Teevan also received a Ph.D. and S.M. from MIT where she helped pioneer the field of Personal Information Management.

==Career==
Teevan spent a number of years as a researcher at Microsoft Research, where she has studied various aspects of human-computer interaction, information retrieval, and computer-supported cooperative work. Her work has focused on how to help people find, manage, and use information more effectively, especially in the context of time constraints, personal preferences, and collaborative settings.

From 2017 to 2018, Teevan served as Technical Adviser to Microsoft CEO Satya Nadella. She was his first technical advisor with a background in AI.

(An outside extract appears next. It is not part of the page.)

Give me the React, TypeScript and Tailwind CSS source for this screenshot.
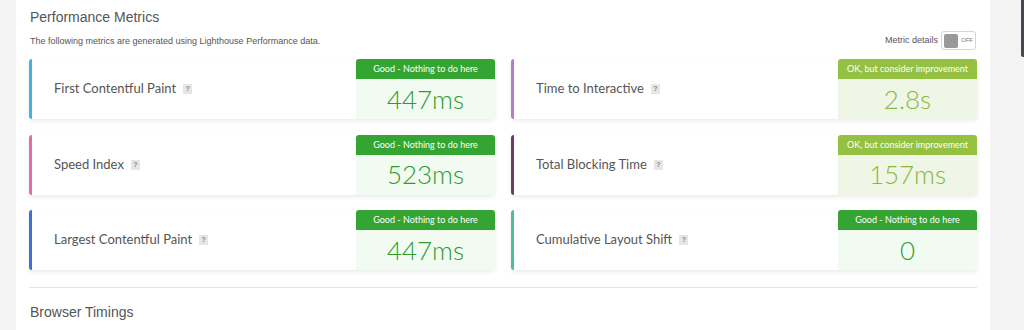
import React from "react";

type M = { title: string; value: string; border: string; ok: boolean };

const metrics: M[] = [
  { title: "First Contentful Paint", value: "447ms", border: "bg-[#3cb4e4]", ok: false },
  { title: "Time to Interactive", value: "2.8s", border: "bg-[#b47ccf]", ok: true },
  { title: "Speed Index", value: "523ms", border: "bg-[#e76ba8]", ok: false },
  { title: "Total Blocking Time", value: "157ms", border: "bg-[#6a3c69]", ok: true },
  { title: "Largest Contentful Paint", value: "447ms", border: "bg-[#3d6fd5]", ok: false },
  { title: "Cumulative Layout Shift", value: "0", border: "bg-[#4dbd9a]", ok: false },
];

function Card({ m }: { m: M }) {
  return (
    <div className="flex h-[60px] bg-white rounded-[3px] shadow-[0_2px_4px_rgba(0,0,0,0.08)]">
      <div className={`w-[3px] rounded-l-[3px] ${m.border}`} />
      <div className="flex-1 flex items-center pl-[22px]">
        <span className="text-[13px] text-[#555] font-['Lato',sans-serif]">{m.title}</span>
        <span className="ml-[7px] w-[9px] h-[10px] bg-[#e6e6e6] text-[7px] leading-[10px] text-center font-bold text-[#888] font-['Liberation_Sans',sans-serif]">
          ?
        </span>
      </div>
      <div className="w-[139px] flex flex-col">
        <div
          className={`h-[20px] rounded-t-[3px] flex items-center justify-center text-white text-[9px] font-['Lato',sans-serif] ${
            m.ok ? "bg-[#95c143]" : "bg-[#34a533]"
          }`}
        >
          {m.ok ? "OK, but consider improvement" : "Good - Nothing to do here"}
        </div>
        <div
          className={`flex-1 flex items-center justify-center text-[26px] font-light font-['Lato',sans-serif] ${
            m.ok ? "bg-[#f0f6e6] text-[#86ba40]" : "bg-[#f2fbf1] text-[#2f9c2c]"
          }`}
        >
          {m.value}
        </div>
      </div>
    </div>
  );
}

export default function App() {
  return (
    <div className="flex h-[330px] w-[1024px] bg-[#f3f3f3] overflow-hidden font-['Liberation_Sans',sans-serif]">
      <div className="w-[16px]" />
      <div className="w-[974px] bg-white px-[13px] pt-[8px]">
        <div className="flex items-end justify-between">
          <div className="pl-[1px]">
            <div className="text-[14px] text-[#555] leading-[18px]">Performance Metrics</div>
            <div className="text-[9px] text-[#555] mt-[9px] leading-[12px]">
              The following metrics are generated using Lighthouse Performance data.
            </div>
          </div>
          <div className="flex items-center gap-[3px] mb-[-3px] mr-[1px]">
            <span className="text-[9px] text-[#555]">Metric details</span>
            <div className="w-[35px] h-[19px] border border-[#d5d5d5] rounded-[3px] flex items-center px-[2px]">
              <div className="w-[16px] h-[14px] bg-[#999] rounded-[2px]" />
              <span className="ml-[3px] text-[6px] text-[#777]">OFF</span>
            </div>
          </div>
        </div>
        <div className="grid grid-cols-2 gap-x-[16px] gap-y-[15.5px] mt-[12px]">
          {metrics.map((m) => (
            <Card key={m.title} m={m} />
          ))}
        </div>
        <div className="mt-[17px] h-px bg-[#e5e5e5]" />
        <div className="mt-[14px] pl-[1px] text-[14px] text-[#555]">Browser Timings</div>
      </div>
      <div className="flex-1 flex justify-end">
        <div className="w-[3px] h-[57px] bg-[#4b4552] rounded-bl-[2px]" />
      </div>
    </div>
  );
}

She is currently Microsoft's Chief Scientist and was inaugurated as a Microsoft Technical Fellow in 2022. As Microsoft has doubled down on AI-driven products and integrated research more tightly into Microsoft products, Jaime has been one of the key people driving that shift. According to Business Insider, "she's the brains behind Microsoft's productivity innovations."

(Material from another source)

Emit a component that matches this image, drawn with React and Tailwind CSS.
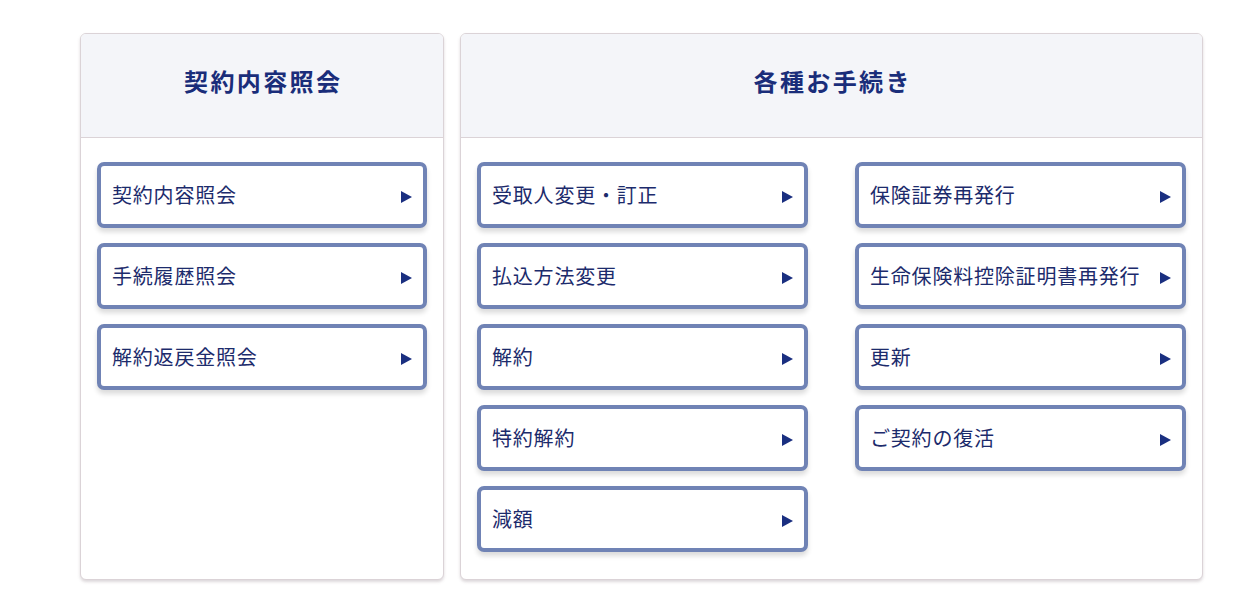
import React from 'react';

const FONT = { fontFamily: '"Noto Sans CJK JP", "Noto Sans", sans-serif' };

const inquiry = ['契約内容照会', '手続履歴照会', '解約返戻金照会'];
const procLeft = ['受取人変更・訂正', '払込方法変更', '解約', '特約解約', '減額'];
const procRight = ['保険証券再発行', '生命保険料控除証明書再発行', '更新', 'ご契約の復活'];

function Arrow() {
  return (
    <svg width="11" height="12" viewBox="0 0 11 12" className="shrink-0 mt-[3px]">
      <polygon points="0,0 11,6 0,12" fill="#1a2f80" />
    </svg>
  );
}

function MenuButton({ label }) {
  return (
    <button
      type="button"
      className="flex items-center justify-between h-[66px] w-full pl-[11px] pr-[11px] bg-white border-4 border-[#7083b5] rounded-[7px] shadow-[0_4px_5px_rgba(0,0,0,0.14)] text-left"
    >
      <span className="text-[20px] tracking-[0.04em] text-[#1c2b6c] whitespace-nowrap">{label}</span>
      <Arrow />
    </button>
  );
}

function Card({ title, className, children }) {
  return (
    <section className={`flex flex-col bg-white border border-[#dbd3d7] rounded-[6px] shadow-[0_2px_3px_rgba(120,100,110,0.25)] overflow-hidden ${className}`}>
      <header className="h-[104px] shrink-0 flex items-center justify-center pb-[9px] bg-[#f4f5f9] border-b border-[#dbd3d7]">
        <h2 className="text-[24px] font-bold tracking-[0.1em] text-[#1a2d7a] pl-[0.1em]">{title}</h2>
      </header>
      <div className="flex-1 px-4 pt-6 pb-6">{children}</div>
    </section>
  );
}

export default function App() {
  return (
    <div className="min-h-[613px] bg-white pt-[33px] pl-[80px]" style={FONT}>
      <div className="flex gap-[16px] items-stretch h-[547px]">
        <Card title="契約内容照会" className="w-[364px]">
          <div className="flex flex-col gap-[15px]">
            {inquiry.map((l) => <MenuButton key={l} label={l} />)}
          </div>
        </Card>
        <Card title="各種お手続き" className="w-[743px]">
          <div className="grid grid-cols-2 gap-x-[47px] items-start">
            <div className="flex flex-col gap-[15px]">
              {procLeft.map((l) => <MenuButton key={l} label={l} />)}
            </div>
            <div className="flex flex-col gap-[15px]">
              {procRight.map((l) => <MenuButton key={l} label={l} />)}
            </div>
          </div>
        </Card>
      </div>
    </div>
  );
}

Following the COVID-19 pandemic, Teevan lead Microsoft's Future of Work initiative to bring together researchers from Microsoft, LinkedIn, and GitHub to study how the pandemic has changed work. This led to innovations in Microsoft products, including, for example, better technological support for hybrid meetings.

Starting in Fall 2022, Teevan led the early M365 Copilot work to integrate the latest AI into Microsoft's core products. During this period, she focused on seamlessly embedding AI technologies into tools like Word, Excel, and Teams. In an interview with Reid Hoffman recorded on the day M365 Copilot launched, Teevan spoke about her experience bringing generative AI to Microsoft products. She participated in the announcement of M365 Copilot to talk about the "art and science underlying Copilot."

==Research and awards==

Teevan has published over 100 papers at international conferences and journals and received many awards for her papers. Much of her work focuses on information retrieval, human-computer interaction, and the future of work. She co-authored the first book on collaborative information seeking, and edited a book on Personal Information Management (PIM).

Teevan is particularly known for the work she has done on personalized search. According to the Technology Review, Teevan "is a leader in using data about people's knowledge, preferences, and habits to help them manage information."

Teevan also works on 'microproductivity,' breaking down complex tasks into a series of microtasks that can be completed more easily and efficiently. She developed the concept of selfsourcing, where microtasks are completed by the task owner rather than crowd workers. A 2017 article in the New York Magazine quotes her as saying, "I could probably pretty easily find an extra hour in my day at work, just in these little micro-moments of time when I’m not being productive."

Teevan was named a Technology Review (TR35) 2009 Young Innovator for her research on personalized search and received the CRA-W Borg Early Career Award (BECA) in 2014. In 2016 she received the Karen Spärck Jones award from the British Computer Society for her "technically strong and exceptionally creative contributions to the intersection of information retrieval, user experience and social media."

In 2022, she was inaugurated as a Microsoft Technical Fellow, and named to the 2022 class of ACM Fellows, "for contributions to human-computer interaction, information retrieval, and productivity". That same year she also became a member of the SIGCHI and SIGIR Academies. In 2023 she was featured in TIME's first ever list of the 100 most influential people in artificial intelligence.

Teevan served on the board of the Computing Research Association (CRA) from 2017-2025. In 2025, she was elected to serve as the alumni fellow on the board of the Yale Corporation, Yale University’s governing body.

==Personal==
Teevan is married to Alexander Hehmeyer.
The couple live in Bellevue, Washington
and have four children.
Teevan is an advocate for helping researchers successfully integrate parenthood and academic efforts.